Despite the revolutionary potential of voice UI, the user experience simply isn’t very good, argues Rebecca Sentance.

It’s been a little over six years since Apple’s iconic digital voice assistant, Siri, was unveiled with the launch of the iPhone 4S in October 2011.

Since that time, the buzz around voice commands and interfaces has been steadily increasing – particularly in the search industry (which I primarily write about for a living), where voice search is billed as one of the major trends that will shape the industry in the near future.

But how many of you reading this actually use voice commands to accomplish tasks in daily life?

If you voice search, “When was Siri launched?” on Google, your friendly voice assistant will helpfully read you the following snippet from Wikipedia:

Siri’s original release on iPhone 4S in 2011 received mixed reviews.

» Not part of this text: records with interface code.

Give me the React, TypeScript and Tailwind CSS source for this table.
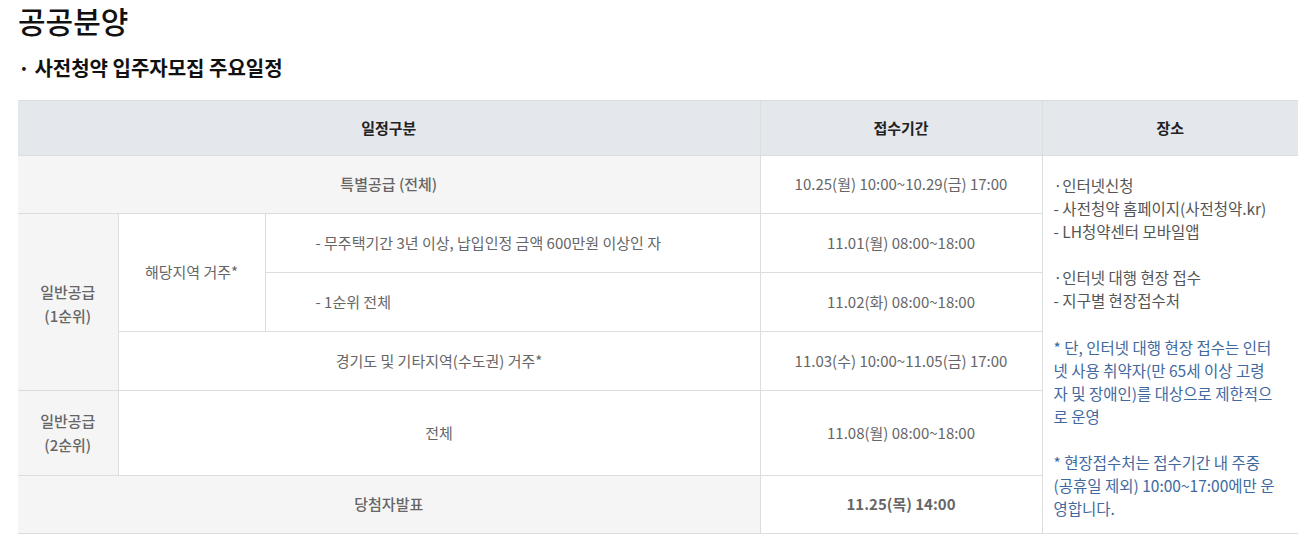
import React from 'react';

const font = { fontFamily: '"Noto Sans CJK KR", "Noto Sans", sans-serif' };

export default function App() {
  const td = 'border border-[#dddddd] text-center align-middle text-[15px] text-[#666]';
  const label = 'bg-[#f5f5f5] font-medium text-[#444] border-l-0';
  return (
    <div className="bg-white w-[1306px] h-[542px] overflow-hidden px-[18px]" style={font}>
      <h1 className="text-[30px] leading-[40px] font-medium text-[#111]">공공분양</h1>
      <h2 className="mt-[15px] text-[20px] leading-[26px] font-bold text-[#111]">· 사전청약 입주자모집 주요일정</h2>

      <table className="mt-[19px] w-[1280px] border-collapse table-fixed">
        <colgroup>
          <col className="w-[100px]" />
          <col className="w-[147px]" />
          <col className="w-[495px]" />
          <col className="w-[282px]" />
          <col className="w-[256px]" />
        </colgroup>
        <thead>
          <tr className="h-[55px] bg-[#e4e7ec]">
            <th colSpan={3} className="border-y border-[#dddddd] border-r text-[15px] font-bold text-[#222]">일정구분</th>
            <th className="border border-[#dddddd] text-[15px] font-bold text-[#222]">접수기간</th>
            <th className="border-y border-l border-[#dddddd] text-[15px] font-bold text-[#222]">장소</th>
          </tr>
        </thead>
        <tbody>
          <tr className="h-[58px]">
            <td colSpan={3} className={`${td} ${label}`}>특별공급 (전체)</td>
            <td className={td}>10.25(월) 10:00~10.29(금) 17:00</td>
            <td rowSpan={6} className="border border-[#dddddd] border-r-0 align-top text-left text-[15.5px] leading-[23.1px] pl-[11px] pr-[8px] pt-[18px] whitespace-nowrap">
              <div className="text-[#555]">
                <p>·인터넷신청</p>
                <p>- 사전청약 홈페이지(사전청약.kr)</p>
                <p>- LH청약센터 모바일앱</p>
                <p className="mt-[23.1px]">·인터넷 대행 현장 접수</p>
                <p>- 지구별 현장접수처</p>
              </div>
              <div className="text-[#41699f] mt-[23.1px]">
                <p>* 단, 인터넷 대행 현장 접수는 인터<br />넷 사용 취약자(만 65세 이상 고령<br />자 및 장애인)를 대상으로 제한적으<br />로 운영</p>
                <p className="mt-[23.1px]">* 현장접수처는 접수기간 내 주중<br />(공휴일 제외) 10:00~17:00에만 운<br />영합니다.</p>
              </div>
            </td>
          </tr>
          <tr className="h-[59px]">
            <td rowSpan={3} className={`${td} ${label} leading-[24px] pt-[4px]`}>일반공급<br />(1순위)</td>
            <td rowSpan={2} className={td}>해당지역 거주*</td>
            <td className={`${td} text-left pl-[50px]`}>- 무주택기간 3년 이상, 납입인정 금액 600만원 이상인 자</td>
            <td className={td}>11.01(월) 08:00~18:00</td>
          </tr>
          <tr className="h-[59px]">
            <td className={`${td} text-left pl-[50px]`}>- 1순위 전체</td>
            <td className={td}>11.02(화) 08:00~18:00</td>
          </tr>
          <tr className="h-[59px]">
            <td colSpan={2} className={td}>경기도 및 기타지역(수도권) 거주*</td>
            <td className={td}>11.03(수) 10:00~11.05(금) 17:00</td>
          </tr>
          <tr className="h-[85px]">
            <td className={`${td} ${label} leading-[24px]`}>일반공급<br />(2순위)</td>
            <td colSpan={2} className={td}>전체</td>
            <td className={td}>11.08(월) 08:00~18:00</td>
          </tr>
          <tr className="h-[58px]">
            <td colSpan={3} className={`${td} ${label}`}>당첨자발표</td>
            <td className={`${td} font-bold text-[#111]`}>11.25(목) 14:00</td>
          </tr>
        </tbody>
      </table>
    </div>
  );
}
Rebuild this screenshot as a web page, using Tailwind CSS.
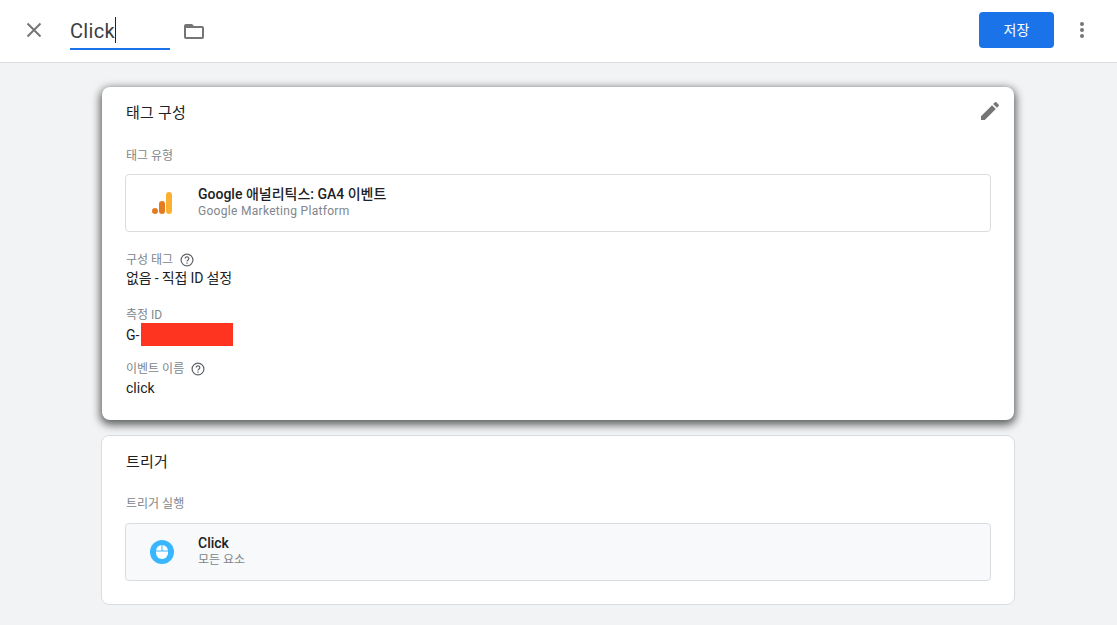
<!DOCTYPE html>
<html lang="ko">
<head>
  <meta charset="UTF-8" />
  <title>Click</title>
  <script src="https://cdn.jsdelivr.net/npm/@tailwindcss/browser@4"></script>
</head>
<body class="bg-[#f1f3f4] h-[625px] overflow-hidden font-['Roboto','Noto_Sans_CJK_KR',sans-serif] text-[#202124]">
  <!-- Top bar -->
  <header class="h-[63px] bg-white border-b border-[#dadce0] flex items-center pl-[24px] pr-[23px] pb-[2px]">
    <svg class="w-[20px] h-[20px] mr-[26px]" viewBox="0 0 20 20" fill="none" stroke="#757575" stroke-width="2"><path d="M3.5 3.5l13 13M16.5 3.5l-13 13"/></svg>
    <div class="w-[100px] h-[38px] border-b-2 border-[#1a73e8] flex items-center mt-[2px] text-[20px] leading-[24px] text-[#3c4043]">
      <span class="tracking-[0.3px] pt-[2px]">Click</span><span class="w-px h-[26px] bg-[#202124]"></span>
    </div>
    <svg class="w-[24px] h-[24px] ml-[12px] mt-[2px]" viewBox="0 0 24 24" fill="#757575"><path d="M10 5l2 2h8a2 2 0 0 1 2 2v9a2 2 0 0 1-2 2H4a2 2 0 0 1-2-2V7a2 2 0 0 1 2-2h6zM4 9v9h16V9H4z"/></svg>
    <button class="ml-auto w-[75px] h-[36px] rounded-[4px] bg-[#1a73e8] text-white text-[14px]">저장</button>
    <svg class="w-[24px] h-[24px] ml-[16px]" viewBox="0 0 24 24" fill="#757575"><circle cx="12" cy="6" r="2"/><circle cx="12" cy="12" r="2"/><circle cx="12" cy="18" r="2"/></svg>
  </header>

  <main class="w-[914px] ml-[101px] pt-[24px]">
    <!-- Tag config card -->
    <section class="relative h-[333px] bg-white rounded-[8px] ml-px w-[912px] shadow-[0_3px_8px_2px_rgba(0,0,0,0.6)] px-[24px] pt-[16px]">
      <h2 class="text-[15px] leading-[20px] tracking-[0.2px]">태그 구성</h2>
      <svg class="absolute top-[12px] right-[12px] w-[24px] h-[24px]" viewBox="0 0 24 24" fill="#757575"><path d="M3 17.25V21h3.75L17.81 9.94l-3.75-3.75L3 17.25zM20.71 7.04a1 1 0 0 0 0-1.41l-2.34-2.34a1 1 0 0 0-1.41 0l-1.83 1.83 3.75 3.75 1.83-1.83z"/></svg>

      <div class="mt-[25px] text-[12px] leading-[16px] text-[#80868b]">태그 유형</div>
      <div class="mt-[10px] -mx-px h-[58px] border border-[#dadce0] rounded-[4px] flex items-center">
        <svg class="w-[24px] h-[24px] ml-[24px]" viewBox="0 0 24 24">
          <rect x="16" y="1" width="6" height="22" rx="3" fill="#fbb034"/>
          <rect x="9" y="10" width="6" height="13" rx="3" fill="#e37c20"/>
          <circle cx="5" cy="20" r="3" fill="#e37c20"/>
        </svg>
        <div class="ml-[24px] -mt-[2px]">
          <div class="text-[14px] leading-[17px] mb-[1px] font-medium">Google 애널리틱스: GA4 이벤트</div>
          <div class="text-[12px] leading-[15px] tracking-[0.3px] text-[#80868b]">Google Marketing Platform</div>
        </div>
      </div>

      <div class="mt-[20px] flex items-center text-[12px] leading-[16px] text-[#80868b]">구성 태그
        <svg class="w-[14px] h-[14px] ml-[7px]" viewBox="0 0 14 14" fill="none" stroke="#5f6368" stroke-width="1.2"><circle cx="7" cy="7" r="5.9"/><path d="M5.2 5.6a1.8 1.8 0 1 1 2.8 1.5c-.6.4-1 .7-1 1.5"/><path d="M7 9.6v1.2"/></svg>
      </div>
      <div class="text-[14px] leading-[20px] tracking-[-0.15px]">없음 - 직접 ID 설정</div>

      <div class="mt-[19px] text-[12px] leading-[16px] text-[#80868b]">측정 ID</div>
      <div class="flex items-center text-[14px] leading-[20px]">G-<span class="ml-[2px] w-[92px] h-[23px] bg-[#ff3420]"></span></div>

      <div class="mt-[15px] flex items-center text-[12px] leading-[16px] text-[#80868b]">이벤트 이름
        <svg class="w-[14px] h-[14px] ml-[7px]" viewBox="0 0 14 14" fill="none" stroke="#5f6368" stroke-width="1.2"><circle cx="7" cy="7" r="5.9"/><path d="M5.2 5.6a1.8 1.8 0 1 1 2.8 1.5c-.6.4-1 .7-1 1.5"/><path d="M7 9.6v1.2"/></svg>
      </div>
      <div class="text-[14px] leading-[20px] mt-[1px]">click</div>
    </section>

    <!-- Trigger card -->
    <section class="mt-[15px] h-[170px] bg-white rounded-[8px] border border-[#dadce0] px-[24px] pt-[16px]">
      <h2 class="text-[15px] leading-[20px] tracking-[0.2px]">트리거</h2>
      <div class="mt-[24px] text-[12px] leading-[16px] text-[#80868b]">트리거 실행</div>
      <div class="mt-[11px] -mx-px h-[58px] bg-[#f8f9fa] border border-[#dadce0] rounded-[4px] flex items-center">
        <svg class="w-[24px] h-[24px] ml-[24px]" viewBox="0 0 24 24">
          <circle cx="12" cy="12" r="12" fill="#38b6ff"/>
          <path d="M12 5a6 6 0 0 0-6 6v2a6 6 0 0 0 12 0v-2a6 6 0 0 0-6-6z" fill="#fff"/>
          <path d="M6 11h12" stroke="#38b6ff" stroke-width="1"/>
          <path d="M12 5v6" stroke="#38b6ff" stroke-width="1"/>
        </svg>
        <div class="ml-[24px] -mt-[2px]">
          <div class="text-[14px] leading-[17px] mb-[1px] font-medium">Click</div>
          <div class="text-[12px] leading-[15px] text-[#80868b]">모든 요소</div>
        </div>
      </div>
    </section>
  </main>
</body>
</html>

It received praise for its voice recognition and contextual knowledge of user information, including calendar appointments, but was criticized for requiring stiff user commands and having a lack of flexibility.

This depiction – stiff user commands, accompanied by comical misinterpretation of the requests made of them – has become the prevailing stereotype associated with voice assistants like Siri, memorably parodied in this clip from CollegeHumor’s hilarious series ‘If Google Was a Guy’.

“Siri, how big is the Serengeti?”

“No problem. Show me pictures of spaghetti.”

This and other comic mishaps from the world of voice interfaces speak to what is probably the biggest obstacle standing in the way of their mass adoption. Despite the revolutionary potential of voice UI, the user experience simply isn’t very good.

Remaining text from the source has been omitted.